L’organisation sociale et les territoires de chasse des Algonquins, au début du XXe siècle

Marc Riopel, Ph.D. Histoire, À travers le temps enr., Hudson, 20 novembre 2002


Au début du XXe siècle, l’univers algonquin ancestral existe toujours au Témiscamingue, même si la colonisation agricole y bat son plein. À l’été 1913, l’anthropologue américain F. G. Speck séjourne quelques semaines parmi les Algonquins de la bande de Témiscamingue. À la suite de ce séjour, il publia un texte dans lequel il décrit le mode de vie ancestral de ces Algonquins de la réserve de la Tête-du-Lac. Il attache une attention particulière à l’organisation sociale et à la répartition des territoires de chasse entre les familles de cette bande amérindienne. Cette description se base sur des entrevues réalisées avec des descendants des familles de souches algonquines, qui vivent encore de façon traditionnelle. Elle n’inclut pas les familles métisses qui vivent selon un mode qui emprunte des éléments des deux cultures, européenne et algonquine. 
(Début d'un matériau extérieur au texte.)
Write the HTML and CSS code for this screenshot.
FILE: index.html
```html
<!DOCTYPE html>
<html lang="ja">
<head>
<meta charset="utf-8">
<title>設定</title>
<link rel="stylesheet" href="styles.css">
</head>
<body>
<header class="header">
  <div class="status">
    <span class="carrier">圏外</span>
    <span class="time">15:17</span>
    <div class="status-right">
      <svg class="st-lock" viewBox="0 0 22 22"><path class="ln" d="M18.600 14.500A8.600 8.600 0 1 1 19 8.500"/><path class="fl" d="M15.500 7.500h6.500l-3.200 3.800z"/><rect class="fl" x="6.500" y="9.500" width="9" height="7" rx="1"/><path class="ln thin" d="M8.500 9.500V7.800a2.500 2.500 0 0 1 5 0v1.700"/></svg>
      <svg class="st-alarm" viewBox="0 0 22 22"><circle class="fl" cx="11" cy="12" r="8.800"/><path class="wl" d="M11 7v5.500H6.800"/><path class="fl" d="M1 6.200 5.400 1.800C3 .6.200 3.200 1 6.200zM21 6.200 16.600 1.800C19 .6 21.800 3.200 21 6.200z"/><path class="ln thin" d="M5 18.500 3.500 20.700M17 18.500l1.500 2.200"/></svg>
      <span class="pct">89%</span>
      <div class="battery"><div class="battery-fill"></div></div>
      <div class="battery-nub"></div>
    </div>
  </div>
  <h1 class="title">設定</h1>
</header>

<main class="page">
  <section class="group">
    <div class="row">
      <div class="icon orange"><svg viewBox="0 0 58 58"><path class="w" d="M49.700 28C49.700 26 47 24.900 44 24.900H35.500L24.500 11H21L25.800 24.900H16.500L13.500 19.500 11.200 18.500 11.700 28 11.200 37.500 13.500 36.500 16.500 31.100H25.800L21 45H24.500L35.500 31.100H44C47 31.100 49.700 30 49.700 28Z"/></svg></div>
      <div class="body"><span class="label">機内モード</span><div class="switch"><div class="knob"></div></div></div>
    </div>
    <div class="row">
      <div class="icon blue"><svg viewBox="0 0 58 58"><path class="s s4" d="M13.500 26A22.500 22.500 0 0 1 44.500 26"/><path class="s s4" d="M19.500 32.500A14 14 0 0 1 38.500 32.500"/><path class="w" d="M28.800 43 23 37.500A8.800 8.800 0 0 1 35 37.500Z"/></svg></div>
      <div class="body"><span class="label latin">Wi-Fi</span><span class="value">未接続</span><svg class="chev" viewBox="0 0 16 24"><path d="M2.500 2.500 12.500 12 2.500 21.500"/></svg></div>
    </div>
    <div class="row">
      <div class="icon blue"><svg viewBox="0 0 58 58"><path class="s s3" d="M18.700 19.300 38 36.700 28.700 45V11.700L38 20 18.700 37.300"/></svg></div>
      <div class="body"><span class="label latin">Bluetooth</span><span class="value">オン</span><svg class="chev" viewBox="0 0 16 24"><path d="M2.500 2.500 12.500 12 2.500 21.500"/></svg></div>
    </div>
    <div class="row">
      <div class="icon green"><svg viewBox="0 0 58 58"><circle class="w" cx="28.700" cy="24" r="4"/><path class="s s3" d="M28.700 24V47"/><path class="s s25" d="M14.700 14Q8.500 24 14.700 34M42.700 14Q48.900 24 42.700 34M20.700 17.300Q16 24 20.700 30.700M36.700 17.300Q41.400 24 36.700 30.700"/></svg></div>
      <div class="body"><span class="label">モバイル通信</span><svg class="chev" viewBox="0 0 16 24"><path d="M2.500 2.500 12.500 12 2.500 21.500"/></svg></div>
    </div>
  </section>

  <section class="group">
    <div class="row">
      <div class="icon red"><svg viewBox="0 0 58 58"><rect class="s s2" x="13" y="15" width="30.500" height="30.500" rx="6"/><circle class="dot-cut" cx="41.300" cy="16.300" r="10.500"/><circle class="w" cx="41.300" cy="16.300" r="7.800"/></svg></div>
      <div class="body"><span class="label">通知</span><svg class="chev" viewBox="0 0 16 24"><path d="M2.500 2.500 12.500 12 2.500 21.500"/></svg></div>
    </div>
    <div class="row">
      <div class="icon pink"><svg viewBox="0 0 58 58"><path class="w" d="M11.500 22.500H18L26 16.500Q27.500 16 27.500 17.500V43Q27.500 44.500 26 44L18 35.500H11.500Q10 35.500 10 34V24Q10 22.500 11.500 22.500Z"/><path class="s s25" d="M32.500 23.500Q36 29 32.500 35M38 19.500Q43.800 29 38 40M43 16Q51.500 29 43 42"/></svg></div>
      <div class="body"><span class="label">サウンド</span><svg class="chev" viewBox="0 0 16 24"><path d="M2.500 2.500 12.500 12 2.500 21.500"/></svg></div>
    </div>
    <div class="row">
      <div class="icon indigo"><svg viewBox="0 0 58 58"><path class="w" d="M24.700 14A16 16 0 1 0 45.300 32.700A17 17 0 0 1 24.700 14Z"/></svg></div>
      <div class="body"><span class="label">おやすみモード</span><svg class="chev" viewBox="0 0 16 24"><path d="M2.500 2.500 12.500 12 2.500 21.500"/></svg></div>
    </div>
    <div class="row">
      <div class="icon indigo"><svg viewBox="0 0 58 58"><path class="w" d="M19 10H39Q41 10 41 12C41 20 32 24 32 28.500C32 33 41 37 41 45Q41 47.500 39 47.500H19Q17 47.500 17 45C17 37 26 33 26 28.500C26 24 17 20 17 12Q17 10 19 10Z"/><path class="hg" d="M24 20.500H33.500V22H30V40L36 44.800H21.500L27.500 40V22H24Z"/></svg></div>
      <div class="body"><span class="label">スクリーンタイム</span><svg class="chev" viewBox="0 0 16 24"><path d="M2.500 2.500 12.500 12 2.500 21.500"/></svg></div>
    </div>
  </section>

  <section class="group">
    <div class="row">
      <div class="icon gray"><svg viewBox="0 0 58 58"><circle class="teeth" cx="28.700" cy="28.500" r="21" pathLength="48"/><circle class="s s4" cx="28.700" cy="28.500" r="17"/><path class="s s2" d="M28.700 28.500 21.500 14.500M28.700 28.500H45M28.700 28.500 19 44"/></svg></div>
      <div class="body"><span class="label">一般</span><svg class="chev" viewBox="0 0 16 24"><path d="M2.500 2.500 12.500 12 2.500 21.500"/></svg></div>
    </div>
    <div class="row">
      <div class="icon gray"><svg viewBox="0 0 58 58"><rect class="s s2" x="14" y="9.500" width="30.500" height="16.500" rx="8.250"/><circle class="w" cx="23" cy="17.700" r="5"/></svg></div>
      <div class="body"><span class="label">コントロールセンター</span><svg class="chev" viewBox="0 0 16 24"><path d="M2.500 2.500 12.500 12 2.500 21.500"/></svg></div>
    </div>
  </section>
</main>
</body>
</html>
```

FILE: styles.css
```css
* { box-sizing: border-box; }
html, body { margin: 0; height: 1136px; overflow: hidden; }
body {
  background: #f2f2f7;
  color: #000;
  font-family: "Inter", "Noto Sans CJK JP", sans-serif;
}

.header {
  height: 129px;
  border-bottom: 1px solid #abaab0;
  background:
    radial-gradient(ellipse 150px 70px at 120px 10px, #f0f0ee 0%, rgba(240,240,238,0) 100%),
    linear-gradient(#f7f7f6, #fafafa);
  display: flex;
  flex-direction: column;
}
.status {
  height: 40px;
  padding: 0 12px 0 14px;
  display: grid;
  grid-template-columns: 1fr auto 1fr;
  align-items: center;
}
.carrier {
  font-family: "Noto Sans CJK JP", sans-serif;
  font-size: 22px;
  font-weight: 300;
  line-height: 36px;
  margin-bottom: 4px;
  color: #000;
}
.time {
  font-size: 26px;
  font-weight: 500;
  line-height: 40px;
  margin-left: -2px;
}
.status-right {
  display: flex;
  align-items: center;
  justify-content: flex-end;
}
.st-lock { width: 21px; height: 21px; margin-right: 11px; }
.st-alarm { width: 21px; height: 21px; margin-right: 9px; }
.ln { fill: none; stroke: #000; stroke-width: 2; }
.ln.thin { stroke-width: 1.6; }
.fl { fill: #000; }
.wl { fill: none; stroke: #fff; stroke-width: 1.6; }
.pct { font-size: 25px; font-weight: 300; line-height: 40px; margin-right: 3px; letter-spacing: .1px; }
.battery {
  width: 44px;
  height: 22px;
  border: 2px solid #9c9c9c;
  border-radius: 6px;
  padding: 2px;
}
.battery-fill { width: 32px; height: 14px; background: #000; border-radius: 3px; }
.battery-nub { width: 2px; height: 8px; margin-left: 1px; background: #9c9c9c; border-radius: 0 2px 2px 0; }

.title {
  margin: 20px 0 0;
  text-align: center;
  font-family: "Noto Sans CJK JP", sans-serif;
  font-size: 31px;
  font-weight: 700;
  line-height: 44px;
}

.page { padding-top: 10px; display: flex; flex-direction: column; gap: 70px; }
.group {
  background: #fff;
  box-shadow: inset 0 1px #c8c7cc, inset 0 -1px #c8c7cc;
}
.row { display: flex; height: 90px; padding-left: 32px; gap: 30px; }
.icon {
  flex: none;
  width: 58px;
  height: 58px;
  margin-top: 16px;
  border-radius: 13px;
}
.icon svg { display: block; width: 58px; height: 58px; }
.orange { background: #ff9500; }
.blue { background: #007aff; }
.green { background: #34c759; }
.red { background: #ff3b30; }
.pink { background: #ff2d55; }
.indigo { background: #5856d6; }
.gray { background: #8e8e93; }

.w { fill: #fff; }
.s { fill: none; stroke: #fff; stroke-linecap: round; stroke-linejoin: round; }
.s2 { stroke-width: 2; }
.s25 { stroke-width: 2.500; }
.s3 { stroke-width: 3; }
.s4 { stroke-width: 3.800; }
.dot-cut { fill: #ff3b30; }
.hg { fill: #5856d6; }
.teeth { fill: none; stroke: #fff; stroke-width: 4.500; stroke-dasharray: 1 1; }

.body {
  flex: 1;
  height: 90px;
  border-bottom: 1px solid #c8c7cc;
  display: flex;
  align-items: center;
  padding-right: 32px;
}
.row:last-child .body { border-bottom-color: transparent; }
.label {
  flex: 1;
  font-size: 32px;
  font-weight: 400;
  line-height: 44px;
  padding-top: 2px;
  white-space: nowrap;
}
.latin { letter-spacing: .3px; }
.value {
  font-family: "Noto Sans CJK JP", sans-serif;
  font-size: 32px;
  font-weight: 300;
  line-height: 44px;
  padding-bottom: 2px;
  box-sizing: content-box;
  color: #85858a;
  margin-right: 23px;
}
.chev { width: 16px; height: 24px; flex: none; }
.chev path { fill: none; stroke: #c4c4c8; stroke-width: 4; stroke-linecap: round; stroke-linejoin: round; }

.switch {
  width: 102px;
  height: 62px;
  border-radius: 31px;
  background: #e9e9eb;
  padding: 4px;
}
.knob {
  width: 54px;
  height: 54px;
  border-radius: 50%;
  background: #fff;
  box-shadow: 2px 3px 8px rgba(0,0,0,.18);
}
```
Les familles sont à la base de l’organisation sociale de la bande algonquine de Témiscamingue. Elles consistent en des individus apparentés par la descendance et le sang des mâles de la bande, en plus des femmes des autres bandes mariées aux hommes de la famille. Puisqu’il s’agit de famille patronymique, les enfants portent le nom de famille du père, auquel peut s’ajouter un surnom basé sur des caractéristiques personnelles, certaines actions ou encore un animal. Traditionnellement, le mariage est une question qui relève des aînés de la famille. Après le mariage, la femme vit dans la famille de son mari. Les enfants appartiennent à la famille du père et ils héritent du territoire de chasse paternel. Lorsque la lignée mâle de la famille est éteinte ou inexistante, on divise le territoire entre les membres apparentés des autres familles. 
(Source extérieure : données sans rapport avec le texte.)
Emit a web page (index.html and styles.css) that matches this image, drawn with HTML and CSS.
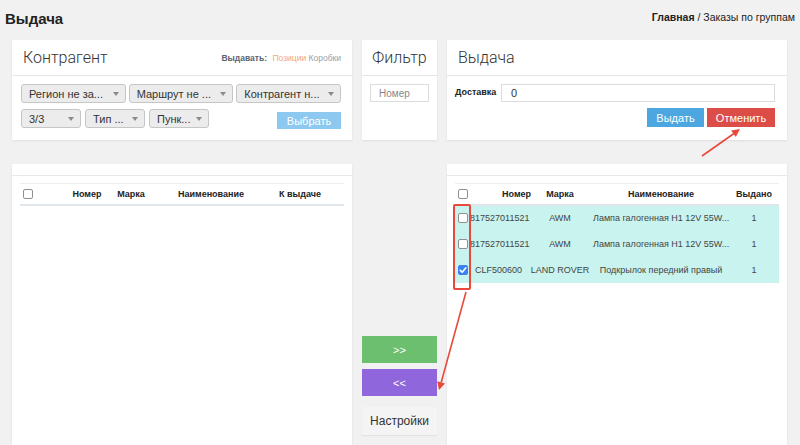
FILE: index.html
```html
<!DOCTYPE html>
<html lang="ru">
<head>
<meta charset="utf-8">
<link rel="stylesheet" href="styles.css">
</head>
<body>
<div class="page">
  <div class="topbar">
    <h1 class="title">Выдача</h1>
    <div class="crumbs"><b>Главная</b> / Заказы по группам</div>
  </div>

  <div class="grid">
    <div class="card">
      <div class="card-head">
        <span class="head-title">Контрагент</span>
        <span class="mode"><b>Выдавать:</b> <span class="mode-on">Позиции</span> <span class="mode-off">Коробки</span></span>
      </div>
      <div class="card-body filters">
        <div class="sel-row">
          <div class="sel sel-lg"><span>Регион не за...</span><i class="caret"></i></div>
          <div class="sel sel-lg"><span>Маршрут не ...</span><i class="caret"></i></div>
          <div class="sel sel-lg"><span>Контрагент н...</span><i class="caret"></i></div>
        </div>
        <div class="sel-row row2">
          <div class="sel sel-sm"><span>3/3</span><i class="caret"></i></div>
          <div class="sel sel-sm"><span>Тип ...</span><i class="caret"></i></div>
          <div class="sel sel-sm"><span>Пунк...</span><i class="caret"></i></div>
          <button class="btn btn-light-blue pick">Выбрать</button>
        </div>
      </div>
    </div>

    <div class="card">
      <div class="card-head center"><span class="head-title">Фильтр</span></div>
      <div class="card-body filter-body">
        <div class="inp inp-num">Номер</div>
      </div>
    </div>

    <div class="card">
      <div class="card-head"><span class="head-title">Выдача</span></div>
      <div class="card-body issue-body">
        <div class="deliv">
          <span class="lbl">Доставка</span>
          <div class="inp inp-wide">0</div>
        </div>
        <div class="acts">
          <button class="btn btn-blue">Выдать</button>
          <button class="btn btn-red">Отменить</button>
        </div>
      </div>
    </div>

    <div class="card tall">
      <div class="strip"></div>
      <div class="tbl-wrap">
        <table class="tbl tbl-left">
          <colgroup><col class="c1"><col class="c2"><col class="c3"><col class="c4"><col class="c5"><col></colgroup>
          <thead><tr><th class="cb-cell"><span class="cb"></span></th><th>Номер</th><th>Марка</th><th>Наименование</th><th>К выдаче</th><th></th></tr></thead>
        </table>
      </div>
    </div>

    <div class="mid">
      <button class="btn btn-green mbtn">&gt;&gt;</button>
      <button class="btn btn-purple mbtn">&lt;&lt;</button>
      <button class="btn btn-gray mbtn set">Настройки</button>
    </div>

    <div class="card tall">
      <div class="strip"></div>
      <div class="tbl-wrap">
        <table class="tbl tbl-right">
          <colgroup><col class="r1"><col class="r2"><col class="r3"><col class="r4"><col></colgroup>
          <thead><tr><th class="cb-cell"><span class="cb"></span></th><th class="th-num">Номер</th><th>Марка</th><th>Наименование</th><th>Выдано</th></tr></thead>
          <tbody>
            <tr><td class="cb-cell"><span class="cb"></span></td><td>817527011521</td><td>AWM</td><td>Лампа галогенная H1 12V 55W...</td><td>1</td></tr>
            <tr><td class="cb-cell"><span class="cb"></span></td><td>817527011521</td><td>AWM</td><td>Лампа галогенная H1 12V 55W...</td><td>1</td></tr>
            <tr><td class="cb-cell"><span class="cb checked"><svg viewBox="0 0 10 10" width="10" height="10"><path d="M2.2 5.2 L4.2 7.2 L7.9 2.8" fill="none" stroke="#fff" stroke-width="1.6" stroke-linecap="round" stroke-linejoin="round"/></svg></span></td><td>CLF500600</td><td>LAND ROVER</td><td>Подкрылок передний правый</td><td>1</td></tr>
          </tbody>
        </table>
      </div>
    </div>
  </div>

  <svg class="marks" width="800" height="445" viewBox="0 0 800 445">
    <rect x="454" y="205" width="16" height="84" fill="none" stroke="#e8493a" stroke-width="2" rx="1"/>
    <line x1="702" y1="156" x2="734" y2="133.5" stroke="#e8493a" stroke-width="1.6"/>
    <polygon points="740,129 735.8,136.9 731.2,130.5" fill="#e8493a"/>
    <line x1="466" y1="292" x2="441.2" y2="382.5" stroke="#e8493a" stroke-width="1.6"/>
    <polygon points="439,390 445,383.4 437.2,381.2" fill="#e8493a"/>
  </svg>
</div>
</body>
</html>
```

FILE: styles.css
```css
* { box-sizing: border-box; }
html, body { margin: 0; padding: 0; }
body {
  background: #f1f1f1;
  font-family: "Liberation Sans", Arial, sans-serif;
  color: #333;
  overflow: hidden;
}
.page { position: relative; width: 800px; height: 445px; overflow: hidden; }

.topbar {
  height: 40px;
  display: flex;
  justify-content: space-between;
  align-items: flex-start;
  padding: 0 5px;
}
.title {
  margin: 10px 0 0 0;
  font-size: 15px;
  font-weight: bold;
  color: #222;
}
.crumbs {
  margin-top: 11px;
  font-size: 10.5px;
  color: #222;
}

.grid {
  display: grid;
  grid-template-columns: 340px 75px 340px;
  column-gap: 10px;
  row-gap: 24px;
  padding-left: 12px;
  grid-template-rows: 100px auto;
}

.card {
  background: #fff;
  display: flex;
  flex-direction: column;
  box-shadow: 0 1px 2px rgba(0,0,0,0.08);
}
.card-head {
  height: 35px;
  flex: none;
  display: flex;
  align-items: center;
  justify-content: space-between;
  padding: 0 11px 0 11px;
}
.card-head.center { justify-content: center; padding: 0; }
.head-title {
  font-family: Roboto, "Liberation Sans", sans-serif;
  font-weight: 300;
  font-size: 16px;
  color: #333;
}
.mode { font-size: 8.5px; color: #999; }
.mode b { color: #5b6472; margin-right: 3px; }
.mode-on { color: #f3a77a; }
.mode-off { color: #9aa0a8; }

.card-body {
  flex: 1;
  border-top: 1px solid #e6e6e6;
}
.filters { padding: 8px 11px 8px 9px; }
.sel-row { display: flex; gap: 3px; }
.sel-row.row2 { margin-top: 6px; gap: 4px; }
.sel {
  height: 19px;
  border: 1px solid #c6c6c6;
  border-radius: 3px;
  background: #ececec;
  display: flex;
  align-items: center;
  justify-content: space-between;
  padding: 0 6px 0 7px;
  font-size: 11px;
  color: #333;
  white-space: nowrap;
}
.sel-lg { width: 105px; }
.sel-sm { width: 60px; }
.caret {
  width: 0; height: 0;
  border-left: 3px solid transparent;
  border-right: 3px solid transparent;
  border-top: 4px solid #8a8a8a;
}

.btn {
  border: 0;
  margin: 0;
  font-family: "Liberation Sans", Arial, sans-serif;
  font-size: 11px;
  color: #fff;
  cursor: pointer;
}
.btn-light-blue { background: #8cc8f0; }
.btn-blue { background: #4ca7e0; }
.btn-red { background: #dc4d47; }
.btn-green { background: #6bbf6f; }
.btn-purple { background: #8f66db; }
.btn-gray { background: #f4f4f4; color: #333; box-shadow: 0 1px 1px rgba(0,0,0,0.06); }
.pick { margin-left: auto; width: 64px; height: 17px; margin-top: 3px; }

.filter-body { padding: 8px 8px 0 8px; }
.inp {
  height: 18px;
  border: 1px solid #dcdcdc;
  background: #fff;
  font-size: 10px;
  display: flex;
  align-items: center;
}
.inp-num { width: 59px; color: #888; padding-left: 8px; }

.issue-body { padding: 8px 12px 0 8px; }
.deliv { display: flex; align-items: center; }
.lbl { font-size: 9px; font-weight: bold; color: #222; width: 46px; align-self: flex-start; padding-top: 3px; }
.inp-wide { flex: 1; padding-left: 9px; font-size: 11px; color: #333; }
.acts { display: flex; justify-content: flex-end; gap: 3px; margin-top: 6px; }
.acts .btn { height: 19px; }
.btn-blue { width: 57px; }
.btn-red { width: 68px; }

.tall { min-height: 300px; }
.strip { height: 12px; flex: none; border-bottom: 1px solid #e8e8e8; }
.tbl-wrap { padding: 7px 8px 0 8px; }
.tbl {
  width: 100%;
  border-collapse: collapse;
  table-layout: fixed;
  font-size: 9px;
}
.tbl thead tr { border-top: 1px solid #eeeeee; border-bottom: 2px solid #dfe6ec; }
.tbl th {
  height: 21px;
  font-weight: bold;
  color: #222;
  text-align: center;
  padding: 0;
  white-space: nowrap;
}
.tbl td {
  height: 26px;
  color: #444;
  text-align: center;
  padding: 0;
  white-space: nowrap;
  overflow: visible;
}
.tbl tbody tr { background: #c9f3ee; }
.tbl th.cb-cell, .tbl td.cb-cell { text-align: left; padding-left: 3px; }
.cb {
  display: inline-block;
  width: 10px; height: 10px;
  border: 1px solid #8f8f8f;
  border-radius: 2px;
  background: #fff;
  vertical-align: middle;
}
.cb.checked { background: #3b82f0; border-color: #3b82f0; position: relative; }
.cb.checked svg { position: absolute; left: -1px; top: -1px; }

.c1 { width: 40px; } .c2 { width: 54px; } .c3 { width: 34px; } .c4 { width: 126px; } .c5 { width: 52px; }
.r1 { width: 15px; } .r2 { width: 57px; } .r3 { width: 66px; } .r4 { width: 136px; }
.th-num { padding-left: 32px !important; }

.mid {
  display: flex;
  flex-direction: column;
  padding-top: 172px;
}
.mbtn { width: 75px; height: 27px; }
.mbtn + .mbtn { margin-top: 6px; }
.mbtn.set { margin-top: 11px; height: 28px; font-size: 12px; }

.marks { position: absolute; left: 0; top: 0; pointer-events: none; }
```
L’anthropologue divise les Algonquins de la Tête-du-Lac en deux types de familles. Il y a d’abord les sept familles originales, qui descendraient des Témiscamingues, soit les Massinakijik, Wabikijik, Watawessins, Okussen, Kacinjite, Wabenicabi et KitchiPien. Le second groupe compte huit familles affiliées, à la suite de mariages avec des membres de la bande de Témiscamingue. Elles proviennent de bandes voisines, dont la bande Timagami, qui a son quartier général à Bear Island, au lac Timagami, à environ 130 kilomètres au sud-ouest de la Tête-du-Lac, la bande Matachewan, qui a son quartier général au lac Abitibi, à environ 260 kilomètres au nord, et de la bande du Grand Lac Victoria. 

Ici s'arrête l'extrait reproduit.